Less ink has been spilled in the quest for the Holy Grail than a more elusive prize: the perfect Thanksgiving turkey. Every year, magazines and newspapers and websites — including, of course, The Washington Post — offer up the latest and greatest takes on the recipes and techniques that will produce for the reader willing to follow along the bronzed, juicy, flavorful centerpiece of their holiday table that they’ve been dreaming of.

Of course, we can’t print the same dang thing every year — since the word “new” is literally in our mandate — so when it comes to turkey recipes, we tweak, we innovate, we present people with novel and different ways of preparing this annual feast, and in particular, that often-fretted-over main dish.

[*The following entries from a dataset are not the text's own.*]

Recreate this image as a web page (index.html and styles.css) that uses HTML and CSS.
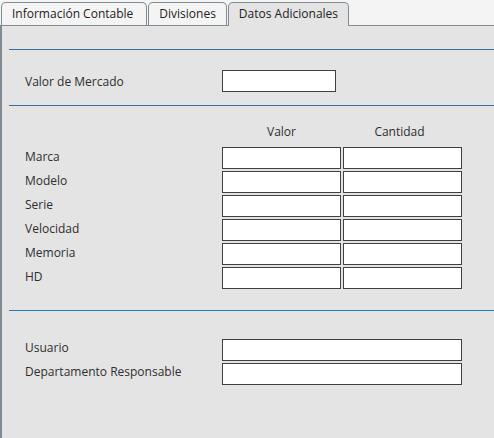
FILE: index.html
```html
<!DOCTYPE html>
<html lang="es">
<head>
<meta charset="utf-8">
<title>Datos Adicionales</title>
<link rel="stylesheet" href="styles.css">
</head>
<body>
<div class="tabs">
  <div class="tab tab-first">Información Contable</div>
  <div class="tab">Divisiones</div>
  <div class="tab active">Datos Adicionales</div>
</div>
<div class="panel">
  <div class="sep dark first"></div>
  <div class="single">
    <label class="lbl">Valor de Mercado</label>
    <div class="input short"></div>
  </div>
  <div class="sep dark mid"></div>
  <div class="grid">
    <span></span><span class="head">Valor</span><span class="head head-right">Cantidad</span>
    <label class="lbl">Marca</label><div class="input"></div><div class="input"></div>
    <label class="lbl">Modelo</label><div class="input"></div><div class="input"></div>
    <label class="lbl">Serie</label><div class="input"></div><div class="input"></div>
    <label class="lbl">Velocidad</label><div class="input"></div><div class="input"></div>
    <label class="lbl">Memoria</label><div class="input"></div><div class="input"></div>
    <label class="lbl">HD</label><div class="input"></div><div class="input"></div>
  </div>
  <div class="sep bright"></div>
  <div class="grid2">
    <label class="lbl">Usuario</label><div class="input"></div>
    <label class="lbl">Departamento Responsable</label><div class="input"></div>
  </div>
</div>
</body>
</html>
```

FILE: styles.css
```css
html, body {
  margin: 0;
  padding: 0;
  height: 100%;
}
body {
  background: #f4f4f4;
  font-family: "Open Sans", "Noto Sans", sans-serif;
  font-size: 12px;
  color: #2e2e2e;
  display: flex;
  flex-direction: column;
  overflow: hidden;
}
.tabs {
  display: flex;
  align-items: flex-end;
  gap: 1px;
  height: 25px;
  padding-left: 1px;
  border-bottom: 1px solid #808c92;
  flex: none;
}
.tab {
  box-sizing: border-box;
  height: 23px;
  padding: 0 10px;
  line-height: 21px;
  border: 1px solid #808c92;
  border-bottom: none;
  border-radius: 5px 5px 0 0;
  background: #f4f4f4;
  color: #222;
  white-space: nowrap;
}
.tab-first {
  padding-right: 13px;
}
.tab.active {
  background: #e4e4e4;
  height: 24px;
  margin-bottom: -1px;
}
.panel {
  flex: 1;
  background: #e4e4e4;
  border-left: 2px solid #808c92;
  padding-left: 7px;
}
.sep {
  height: 1px;
}
.sep.dark {
  background: #3a6f9b;
}
.sep.bright {
  background: #1f7bcc;
  margin-top: 21px;
}
.sep.first {
  margin-top: 23px;
}
.sep.mid {
  margin-top: 13px;
}
.single {
  display: flex;
  align-items: center;
  margin: 20px 0 0 16px;
}
.single .lbl {
  width: 197px;
  margin-top: 1px;
}
.input {
  box-sizing: border-box;
  height: 22px;
  background: #fff;
  border: 1px solid #404040;
}
.input.short {
  width: 114px;
}
.grid {
  display: grid;
  grid-template-columns: 195px 119px 119px;
  grid-template-rows: repeat(7, 22px);
  column-gap: 2px;
  row-gap: 2px;
  margin: 17px 0 0 16px;
}
.head {
  text-align: center;
  line-height: 18px;
  align-self: start;
}
.head-right {
  padding-right: 6px;
}
.lbl {
  align-self: center;
  line-height: 16px;
  white-space: nowrap;
  margin-top: -2px;
}
.grid2 {
  display: grid;
  grid-template-columns: 197px 240px;
  grid-template-rows: 22px 22px;
  row-gap: 2px;
  margin: 28px 0 0 16px;
}
.grid2 .lbl {
  align-self: start;
  margin-top: 0;
  padding-top: 1px;
}
```
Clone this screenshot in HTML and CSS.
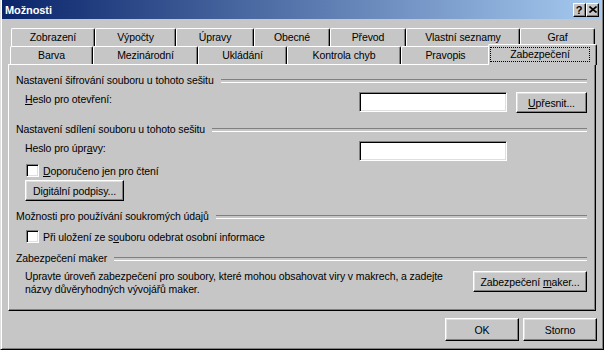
FILE: index.html
```html
<!DOCTYPE html>
<html lang="cs">
<head>
    <meta charset="UTF-8">
    <title>Možnosti</title>
    <link rel="stylesheet" href="styles.css">
</head>
<body>
    <div class="window">
        <!-- Titulek okna -->
        <div class="titlebar">
            <span class="title">Možnosti</span>
            <div class="caption-buttons">
                <span class="cap-btn cap-help">?</span>
                <span class="cap-btn cap-close">
                    <svg width="8" height="7" viewBox="0 0 8 7"><path d="M0.5 0.5 L7.5 6.5 M7.5 0.5 L0.5 6.5" stroke="#000" stroke-width="1.6" fill="none"/></svg>
                </span>
            </div>
        </div>

        <!-- Záložky -->
        <div class="tabs">
            <div class="tab-row tab-row-back">
                <div class="tab">Zobrazení</div>
                <div class="tab">Výpočty</div>
                <div class="tab">Úpravy</div>
                <div class="tab">Obecné</div>
                <div class="tab">Převod</div>
                <div class="tab">Vlastní seznamy</div>
                <div class="tab">Graf</div>
            </div>
            <div class="tab-row tab-row-front">
                <div class="tab">Barva</div>
                <div class="tab">Mezinárodní</div>
                <div class="tab">Ukládání</div>
                <div class="tab">Kontrola chyb</div>
                <div class="tab">Pravopis</div>
                <div class="tab tab-active"><span class="focus">Zabezpečení</span></div>
            </div>
        </div>

        <!-- Obsah záložky Zabezpečení -->
        <div class="panel">
            <div class="group-title"><span>Nastavení šifrování souboru u tohoto sešitu</span></div>
            <div class="field-row row-open">
                <label><u>H</u>eslo pro otevření:</label>
                <span class="textbox"></span>
                <button class="btn btn-small"><u>U</u>přesnit...</button>
            </div>

            <div class="group-title group-share"><span>Nastavení sdílení souboru u tohoto sešitu</span></div>
            <div class="field-row row-edit">
                <label>Heslo pro úpr<u>a</u>vy:</label>
                <span class="textbox"></span>
            </div>
            <div class="check-row check-readonly">
                <span class="check"></span>
                <span><u>D</u>oporučeno jen pro čtení</span>
            </div>
            <button class="btn btn-sign">Di<u>g</u>itální podpisy...</button>

            <div class="group-title group-privacy"><span>Možnosti pro používání soukromých údajů</span></div>
            <div class="check-row check-privacy">
                <span class="check"></span>
                <span>Při uložení ze s<u>o</u>uboru odebrat osobní informace</span>
            </div>

            <div class="group-title group-macro"><span>Zabezpečení maker</span></div>
            <div class="macro-row">
                <p>Upravte úroveň zabezpečení pro soubory, které mohou obsahovat viry v makrech, a zadejte<br>názvy důvěryhodných vývojářů maker.</p>
                <button class="btn btn-macro">Zabezpečení <u>m</u>aker...</button>
            </div>
        </div>

        <!-- Tlačítka dialogu -->
        <div class="footer">
            <button class="btn btn-dialog">OK</button>
            <button class="btn btn-dialog">Storno</button>
        </div>
    </div>
</body>
</html>
```

FILE: styles.css
```css
/* Klasický vzhled Windows */
* {
    box-sizing: border-box;
}

body {
    margin: 0;
    background: #c6c6c6;
    font-family: "Liberation Sans", Arial, sans-serif;
    font-size: 10.5px;
    letter-spacing: -0.1px;
    color: #000;
}

.window {
    width: 604px;
    height: 350px;
    background: #c6c6c6;
    border-left: 1px solid #dfdfdf;
    border-right: 1px solid #000;
    border-bottom: 1px solid #000;
    box-shadow: inset 1px 0 #fff, inset -1px -1px #808080;
    display: flex;
    flex-direction: column;
    overflow: hidden;
}

/* Titulek */
.titlebar {
    height: 19px;
    margin: 0 1px;
    padding: 0 3px 0 3px;
    background: linear-gradient(to right, #0a246a, #a6caf0);
    display: flex;
    align-items: center;
    justify-content: space-between;
}

.title {
    color: #fff;
    font-weight: bold;
    font-size: 11px;
}

.caption-buttons {
    display: flex;
}

.cap-btn {
    width: 13px;
    height: 14px;
    background: #c6c6c6;
    border-top: 1px solid #fff;
    border-left: 1px solid #fff;
    border-right: 1px solid #000;
    border-bottom: 1px solid #000;
    box-shadow: inset -1px -1px #808080;
    display: flex;
    align-items: center;
    justify-content: center;
}

.cap-help {
    font-weight: bold;
    font-size: 11px;
    line-height: 12px;
    padding-right: 1px;
}

/* Záložky */
.tabs {
    margin-top: 9px;
    position: relative;
    z-index: 2;
}

.tab-row {
    display: grid;
    grid-template-rows: 18px;
}

.tab-row-back {
    grid-template-columns: 84px 81px 78px 76px 76px 114px 75px;
    margin-left: 10px;
}

.tab-row-front {
    grid-template-columns: 83px 105px 89px 114px 89px 105px;
    margin-left: 9px;
}

.tab {
    border-top: 1px solid #fff;
    border-left: 1px solid #fff;
    border-right: 1px solid #000;
    border-radius: 2px 2px 0 0;
    box-shadow: inset -1px 0 #808080;
    background: #c6c6c6;
    text-align: center;
    line-height: 16px;
    white-space: nowrap;
}

.tab-active {
    margin: -2px -2px -1px -2px;
    padding-top: 2px;
    line-height: 15px;
}

.focus {
    display: inline-block;
    width: 100px;
    height: 15px;
    margin-left: -5px;
    outline: 1px dotted #000;
    outline-offset: -1px;
}

/* Panel */
.panel {
    margin: 0 7px;
    height: 247px;
    border: 1px solid;
    border-color: #fff #000 #000 #fff;
    box-shadow: inset -1px -1px #808080;
    padding: 9px 8px 0 7px;
}

.group-title {
    display: flex;
    align-items: center;
    height: 13px;
    line-height: 13px;
    white-space: nowrap;
}

.group-title::after {
    content: "";
    flex: 1;
    height: 2px;
    margin-left: 7px;
    border-top: 1px solid #808080;
    border-bottom: 1px solid #fff;
}

.group-share {
    margin-top: 10px;
}

.group-privacy {
    margin-top: 9px;
}

.group-macro {
    margin-top: 9px;
}

.field-row {
    display: grid;
    grid-template-columns: minmax(0, 1fr) 148px 71px;
    column-gap: 9px;
    align-items: start;
    margin-top: 5px;
    padding-left: 9px;
    height: 21px;
}

.field-row label {
    line-height: 13px;
    padding-top: 1px;
}

.textbox {
    height: 20px;
    background: #fff;
    border: 1px solid;
    border-color: #808080 #fff #fff #808080;
    box-shadow: inset 1px 1px #000, inset -1px -1px #dfdfdf;
}

.row-edit {
    height: 20px;
}

.check-row {
    display: flex;
    align-items: center;
    height: 13px;
    padding-left: 10px;
    white-space: nowrap;
}

.check {
    width: 13px;
    height: 13px;
    margin-right: 4px;
    background: #fff;
    border: 1px solid;
    border-color: #808080 #fff #fff #808080;
    box-shadow: inset 1px 1px #000, inset -1px -1px #dfdfdf;
}

.check-readonly {
    margin-top: 3px;
}

.check-privacy {
    margin-top: 7px;
}

/* Tlačítka */
.btn {
    font-family: inherit;
    font-size: 10.5px;
    letter-spacing: -0.1px;
    color: #000;
    background: #c6c6c6;
    border-top: 1px solid #fff;
    border-left: 1px solid #fff;
    border-right: 1px solid #000;
    border-bottom: 1px solid #000;
    box-shadow: inset -1px -1px #808080, inset 1px 1px #dfdfdf;
    padding: 0;
    margin: 0;
    white-space: nowrap;
}

.btn-small {
    height: 21px;
}

.btn-sign {
    display: block;
    width: 99px;
    height: 21px;
    margin: 3px 0 0 9px;
}

.macro-row {
    display: grid;
    grid-template-columns: minmax(0, 1fr) 114px;
    column-gap: 10px;
    align-items: start;
    margin-top: 5px;
    padding-left: 9px;
}

.macro-row p {
    margin: 0;
    line-height: 13px;
    white-space: nowrap;
}

.btn-macro {
    height: 21px;
    margin-top: 1px;
}

.footer {
    display: flex;
    justify-content: flex-end;
    gap: 4px;
    margin-top: 7px;
    padding-right: 6px;
}

.btn-dialog {
    width: 74px;
    height: 23px;
}
```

If you’ve been in the turkey-making game long enough, you have probably encountered some of these feathered friends. They’ve been basted, brined, bagged, fried, deboned. Cooked at high heat. Low heat. Microwaved? (Only to thaw it, whew.) Instant Pot-ed? (Of course.) They’ve been flavored with everything from ginger to tarragon.

End of carousel

But please, dear reader, don’t blame us for needlessly injecting novelty into the turkey discourse (speaking of injections, we have previously suggested attacking your bird with a syringe). Tastes change. Technology changes. And recipes always reflect broader cultural shifts.

“There’s a saying in food media that every Thanksgiving is a cook’s first turkey,” says Kim Voss, a University of Central Florida professor who studies the history of food journalism. “But it’s another cook’s twentieth — so the question is how do you balance out the need for the basics and the fact that someone has been cooking for so long, it’s like ‘give me something new.’”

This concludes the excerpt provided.